EXERCISE INPUTS →

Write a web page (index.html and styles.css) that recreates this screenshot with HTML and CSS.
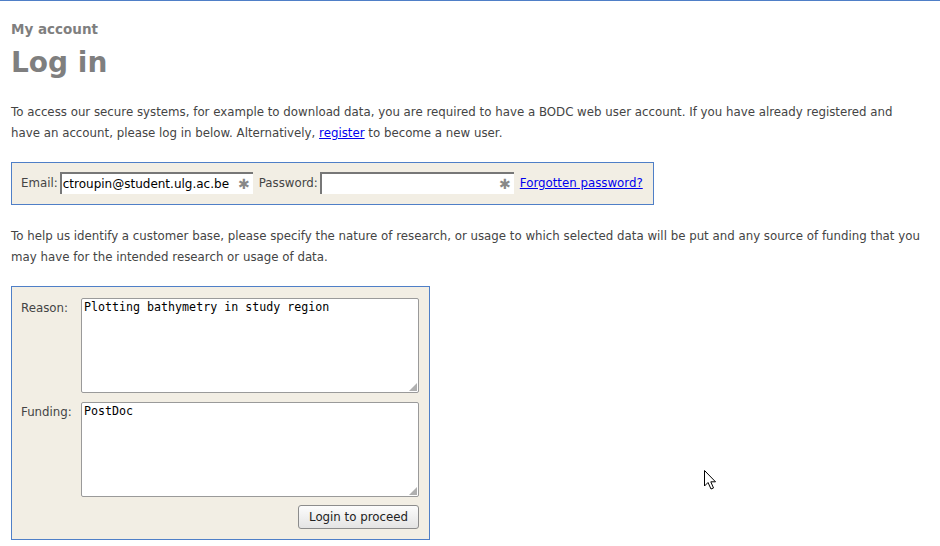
FILE: index.html
```html
<!DOCTYPE html>
<html>
<head>
<meta charset="utf-8">
<link rel="stylesheet" href="styles.css">
</head>
<body>
<div class="page">
  <h2 class="subtitle">My account</h2>
  <h1 class="title">Log in</h1>
  <p class="intro intro-first">To access our secure systems, for example to download data, you are required to have a BODC web user account. If you have already registered and have an account, please log in below. Alternatively, <a href="#">register</a> to become a new user.</p>
  <div class="box login-box">
    <label class="lbl">Email:</label>
    <span class="field field-email"><span class="value">ctroupin@student.ulg.ac.be</span><span class="req">✱</span></span>
    <label class="lbl">Password:</label>
    <span class="field field-pass"><span class="value"></span><span class="req">✱</span></span>
    <a href="#" class="forgot">Forgotten password?</a>
  </div>
  <p class="intro">To help us identify a customer base, please specify the nature of research, or usage to which selected data will be put and any source of funding that you may have for the intended research or usage of data.</p>
  <div class="box reason-box">
    <div class="row">
      <label class="lbl2">Reason:</label>
      <div class="textarea">Plotting bathymetry in study region<span class="grip"></span></div>
    </div>
    <div class="row">
      <label class="lbl2">Funding:</label>
      <div class="textarea">PostDoc<span class="grip"></span></div>
    </div>
    <div class="actions">
      <button class="btn">Login to proceed</button>
    </div>
  </div>
</div>
<svg class="cursor" width="14" height="22" viewBox="0 0 14 22"><path d="M0.5 0.5 L0.5 16 L4 12.5 L7 19 L9.5 18 L6.8 11.8 L11.5 11.8 Z" fill="#fff" stroke="#000" stroke-width="1"/></svg>
</body>
</html>
```
FILE: styles.css
```css
html, body { margin: 0; padding: 0; background: #fff; }
body {
  border-top: 1px solid #4f7fc7;
  font-family: "DejaVu Sans", Verdana, sans-serif;
  font-size: 11.8px;
  color: #444;
  position: relative;
  height: 545px;
  overflow: hidden;
}
.page { padding: 0 11px; }
.subtitle {
  margin: 0;
  padding-top: 20px;
  font-size: 13.5px;
  font-weight: bold;
  color: #7f7f7f;
  line-height: 16px;
}
.title {
  margin: 9px 0 0;
  font-size: 28px;
  font-weight: bold;
  color: #7f7f7f;
  line-height: 33px;
}
.intro {
  margin: 0;
  line-height: 21px;
}
.intro-first { margin-top: 23px; max-width: 900px; }
a { color: #0000ee; }
.box {
  background: #f2eee4;
  border: 1px solid #4f7fc7;
}
.login-box {
  display: inline-flex;
  align-items: center;
  margin: 18px 0 21px;
  padding: 9px 10px 10px 9px;
  height: 22px;
}
.lbl { margin-right: 2px; }
.field {
  display: inline-flex;
  align-items: center;
  justify-content: space-between;
  background: #fff;
  height: 20px;
  border-top: 2px solid #777;
  border-left: 2px solid #777;
  font-size: 12px;
  color: #000;
  box-sizing: content-box;
  margin-right: 6px;
}
.field-email { width: 191px; }
.field-pass { width: 192px; margin-right: 6px; }
.value { padding-left: 1px; }
.req { color: #888; font-size: 14px; padding-right: 3px; font-weight: bold; }
.reason-box {
  width: 398px;
  margin-top: 18px;
  padding: 11px 10px 10px 9px;
}
.row { display: flex; margin-bottom: 9px; }
.lbl2 { width: 60px; padding-top: 3px; }
.textarea {
  position: relative;
  flex: 1;
  border: 1px solid #9a9a9a;
  border-radius: 2px;
  background: #fff;
  font-family: "DejaVu Sans Mono", monospace;
  font-size: 11.65px;
  line-height: 15px;
  color: #000;
  padding: 1px 2px;
  box-sizing: border-box;
  height: 95px;
}
.grip {
  position: absolute;
  right: 1px; bottom: 1px;
  width: 8px; height: 8px;
  background: radial-gradient(circle, #aaa 0.7px, transparent 0.8px) 0 0 / 2px 2px;
  clip-path: polygon(100% 0, 100% 100%, 0 100%);
}
.actions { display: flex; justify-content: flex-end; margin-top: -1px; }
.btn {
  font-family: "DejaVu Sans", sans-serif;
  font-size: 11.8px;
  color: #222;
  height: 24px;
  width: 121px;
  border: 1px solid #8c8c8c;
  border-radius: 3px;
  background: linear-gradient(#fcfcfc, #e4e4e4);
  padding: 0;
}
.cursor { position: absolute; left: 704px; top: 469px; }
```
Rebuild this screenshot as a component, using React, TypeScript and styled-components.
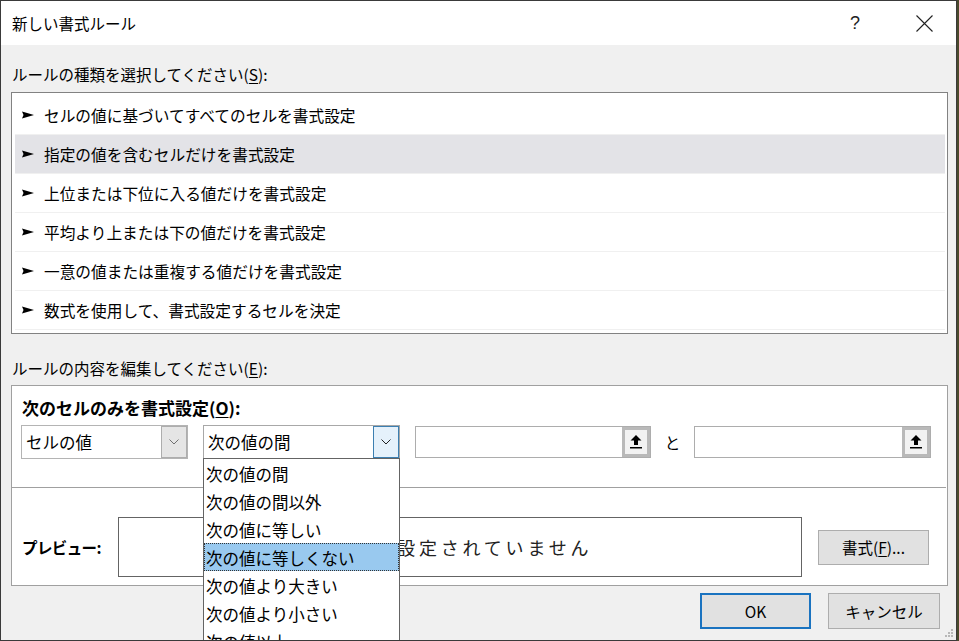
import React from "react";
import styled, { createGlobalStyle } from "styled-components";

const FONT = `"Noto Sans CJK JP", "Noto Sans", sans-serif`;

const Global = createGlobalStyle`
  html, body { margin: 0; padding: 0; background: #4b4a2c; overflow: hidden; }
  body { font-family: ${FONT}; color: #000; }
  * { box-sizing: border-box; }
`;

const Window = styled.div`
  position: relative;
  width: 957px;
  height: 641px;
  border: 1px solid #3a3a3a;
  background: #f0f0f0;
  display: flex;
  flex-direction: column;
  overflow: hidden;
`;

const TitleBar = styled.div`
  height: 44px;
  background: #fff;
  display: flex;
  align-items: center;
  padding-left: 11px;
  padding-right: 9px;
  flex-shrink: 0;
`;

const Title = styled.div`
  font-size: 15.5px;
  flex: 1;
  line-height: 20px;
  margin-top: -1px;
`;

const CaptionButton = styled.div<{ $mr?: number }>`
  width: 46px;
  height: 44px;
  margin-right: ${(p) => p.$mr ?? 0}px;
  display: flex;
  align-items: center;
  justify-content: center;
  font-family: "Liberation Sans", sans-serif;
  font-size: 18px;
  font-weight: 300;
  color: #222;
`;

const Body = styled.div`
  flex: 1;
  display: flex;
  flex-direction: column;
  padding-left: 10px;
`;

const SectionLabel = styled.div<{ $mt: number }>`
  margin-top: ${(p) => p.$mt}px;
  height: 20px;
  line-height: 20px;
  font-size: 15.5px;
  padding-left: 1px;
`;

const Key = styled.span`
  text-decoration: underline;
  text-underline-offset: 2px;
  text-decoration-thickness: 1px;
`;

const RuleList = styled.div`
  margin-top: 8px;
  width: 937px;
  height: 242px;
  border: 1px solid #828282;
  background: #fff;
  padding: 3px 2px 2px 3px;
  display: flex;
  flex-direction: column;
`;

const RuleRow = styled.div<{ $selected?: boolean }>`
  height: 39px;
  flex-shrink: 0;
  display: flex;
  align-items: center;
  gap: 10px;
  padding-left: 7px;
  font-size: 15.7px;
  background: ${(p) => (p.$selected ? "#e3e3e7" : "#fff")};
  border-bottom: 1px solid #f0f0f0;
`;

const EditBox = styled.div`
  margin-top: 7px;
  width: 937px;
  height: 201px;
  border: 1px solid #a0a0a0;
  background: #fff;
  padding: 12px 0 8px 0;
  display: flex;
  flex-direction: column;
`;

const BoldLabel = styled.div`
  height: 20px;
  line-height: 20px;
  font-size: 17px;
  font-weight: 700;
  padding-left: 10px;
`;

const ControlsRow = styled.div`
  margin-top: 7px;
  height: 34px;
  display: flex;
  align-items: center;
  padding-left: 9px;
`;

const Combo = styled.div<{ $w: number; $focus?: boolean }>`
  position: relative;
  width: ${(p) => p.$w}px;
  height: 34px;
  border: 1px solid ${(p) => (p.$focus ? "#a8a8a8" : "#b4b4b4")};
  background: #fff;
  display: flex;
  align-items: center;
  margin-right: 15px;
`;

const ComboText = styled.div`
  flex: 1;
  padding-left: 4px;
  font-size: 16.5px;
  line-height: 20px;
`;

const ComboButton = styled.div<{ $focus?: boolean }>`
  width: 26px;
  height: 32px;
  display: flex;
  align-items: center;
  justify-content: center;
  background: ${(p) => (p.$focus ? "#e5f1fb" : "#e5e5e5")};
  border: 1px solid ${(p) => (p.$focus ? "#3c7fb1" : "#adadad")};
`;

const RefInput = styled.div<{ $w: number }>`
  width: ${(p) => p.$w}px;
  height: 32px;
  border: 1px solid #adadad;
  background: #fff;
  display: flex;
  justify-content: flex-end;
`;

const RefButton = styled.div`
  width: 28px;
  height: 30px;
  border: 3px solid #b9b9b9;
  background: #f2f2f2;
  display: flex;
  align-items: center;
  justify-content: center;
`;

const AndText = styled.div`
  width: 43px;
  text-align: center;
  font-size: 15.5px;
  line-height: 20px;
`;

const Separator = styled.div`
  margin-top: 28px;
  height: 1px;
  background: #a0a0a0;
  margin-right: 1px;
`;

const PreviewRow = styled.div`
  margin-top: 29px;
  height: 60px;
  display: flex;
  align-items: center;
  padding-left: 10px;
`;

const PreviewLabel = styled.div`
  width: 96px;
  font-size: 15.5px;
  font-weight: 700;
  letter-spacing: -0.6px;
  line-height: 20px;
`;

const PreviewBox = styled.div`
  width: 684px;
  height: 60px;
  border: 1px solid #646464;
  display: flex;
  align-items: center;
  justify-content: center;
  font-size: 18px;
  letter-spacing: 3.8px;
  padding-left: 4px;
  color: #222;
  margin-right: 16px;
`;

const PushButton = styled.div<{ $w: number; $h: number; $default?: boolean }>`
  width: ${(p) => p.$w}px;
  height: ${(p) => p.$h}px;
  background: #e1e1e1;
  border: ${(p) => (p.$default ? "2px solid #1a73c0" : "1px solid #adadad")};
  display: flex;
  align-items: center;
  justify-content: center;
  font-size: 15.5px;
  line-height: 20px;
`;

const Footer = styled.div`
  margin-top: 7px;
  display: flex;
  justify-content: flex-end;
  gap: 17px;
  padding-right: 16px;
`;

const DropList = styled.div`
  position: absolute;
  left: -1px;
  top: 32px;
  width: 197px;
  background: #fff;
  border: 1px solid #646464;
  z-index: 5;
  display: flex;
  flex-direction: column;
`;

const DropItem = styled.div<{ $selected?: boolean }>`
  height: 28px;
  flex-shrink: 0;
  display: flex;
  align-items: center;
  padding-left: 2px;
  padding-top: 2px;
  font-size: 16.5px;
  background: ${(p) => (p.$selected ? "#99c9ef" : "#fff")};
  outline: ${(p) => (p.$selected ? "1px dotted #333" : "none")};
  outline-offset: -1px;
`;

const Grip = styled.svg`
  position: absolute;
  right: 2px;
  bottom: 2px;
`;

const Chevron = ({ color }: { color: string }) => (
  <svg width="10" height="6" viewBox="0 0 10 6">
    <polyline points="0.5,0.5 5,5 9.5,0.5" fill="none" stroke={color} strokeWidth="1" />
  </svg>
);

const UpArrow = () => (
  <svg width="12" height="14" viewBox="0 0 12 14">
    <polygon points="6,0 11.5,5.5 8,5.5 8,10 4,10 4,5.5 0.5,5.5" fill="#000" />
    <rect x="0" y="12" width="12" height="1.5" fill="#000" />
  </svg>
);

const Pointer = () => (
  <svg width="12" height="8" viewBox="0 0 12 8">
    <polygon points="0,0.5 12,4 0,7.5 1.5,4" fill="#000" />
  </svg>
);

const rules = [
  "セルの値に基づいてすべてのセルを書式設定",
  "指定の値を含むセルだけを書式設定",
  "上位または下位に入る値だけを書式設定",
  "平均より上または下の値だけを書式設定",
  "一意の値または重複する値だけを書式設定",
  "数式を使用して、書式設定するセルを決定",
];

const options = [
  "次の値の間",
  "次の値の間以外",
  "次の値に等しい",
  "次の値に等しくない",
  "次の値より大きい",
  "次の値より小さい",
  "次の値以上",
  "次の値以下",
];

export default function App() {
  return (
    <>
      <Global />
      <Window>
        <TitleBar>
          <Title>新しい書式ルール</Title>
          <CaptionButton $mr={23}>?</CaptionButton>
          <CaptionButton>
            <svg width="17" height="17" viewBox="0 0 17 17">
              <path d="M0.5 0.5 L16.5 16.5 M16.5 0.5 L0.5 16.5" stroke="#222" strokeWidth="1.1" />
            </svg>
          </CaptionButton>
        </TitleBar>
        <Body>
          <SectionLabel $mt={19}>
            ルールの種類を選択してください(<Key>S</Key>):
          </SectionLabel>
          <RuleList>
            {rules.map((r, i) => (
              <RuleRow key={r} $selected={i === 1}>
                <Pointer />
                <span>{r}</span>
              </RuleRow>
            ))}
          </RuleList>
          <SectionLabel $mt={24}>
            ルールの内容を編集してください(<Key>E</Key>):
          </SectionLabel>
          <EditBox>
            <BoldLabel>
              次のセルのみを書式設定(<Key>O</Key>):
            </BoldLabel>
            <ControlsRow>
              <Combo $w={167}>
                <ComboText>セルの値</ComboText>
                <ComboButton>
                  <Chevron color="#707070" />
                </ComboButton>
              </Combo>
              <Combo $w={197} $focus>
                <ComboText>次の値の間</ComboText>
                <ComboButton $focus>
                  <Chevron color="#222" />
                </ComboButton>
                <DropList>
                  {options.map((o, i) => (
                    <DropItem key={o} $selected={i === 3}>
                      {o}
                    </DropItem>
                  ))}
                </DropList>
              </Combo>
              <RefInput $w={236}>
                <RefButton>
                  <UpArrow />
                </RefButton>
              </RefInput>
              <AndText>と</AndText>
              <RefInput $w={237}>
                <RefButton>
                  <UpArrow />
                </RefButton>
              </RefInput>
            </ControlsRow>
            <Separator />
            <PreviewRow>
              <PreviewLabel>プレビュー:</PreviewLabel>
              <PreviewBox>書式が設定されていません</PreviewBox>
              <PushButton $w={111} $h={35}>
                書式(<Key>F</Key>)...
              </PushButton>
            </PreviewRow>
          </EditBox>
          <Footer>
            <PushButton $w={111} $h={36} $default>
              OK
            </PushButton>
            <PushButton $w={112} $h={36}>
              キャンセル
            </PushButton>
          </Footer>
        </Body>
        <Grip width="10" height="10" viewBox="0 0 10 10">
          {[
            [7, 1],
            [4, 4],
            [7, 4],
            [1, 7],
            [4, 7],
            [7, 7],
          ].map(([x, y]) => (
            <rect key={`${x}-${y}`} x={x} y={y} width="2" height="2" fill="#b8b8b8" />
          ))}
        </Grip>
      </Window>
    </>
  );
}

OBJECTIVE →
Find the word "that" in the entries, and copy every line it shows up in.

COMPLETE RESPONSE →
Write a web page (index.html and styles.css) that recreates this screenshot with HTML and CSS.
  <p class="intro">To help us identify a customer base, please specify the nature of research, or usage to which selected data will be put and any source of funding that you may have for the intended research or usage of data.</p>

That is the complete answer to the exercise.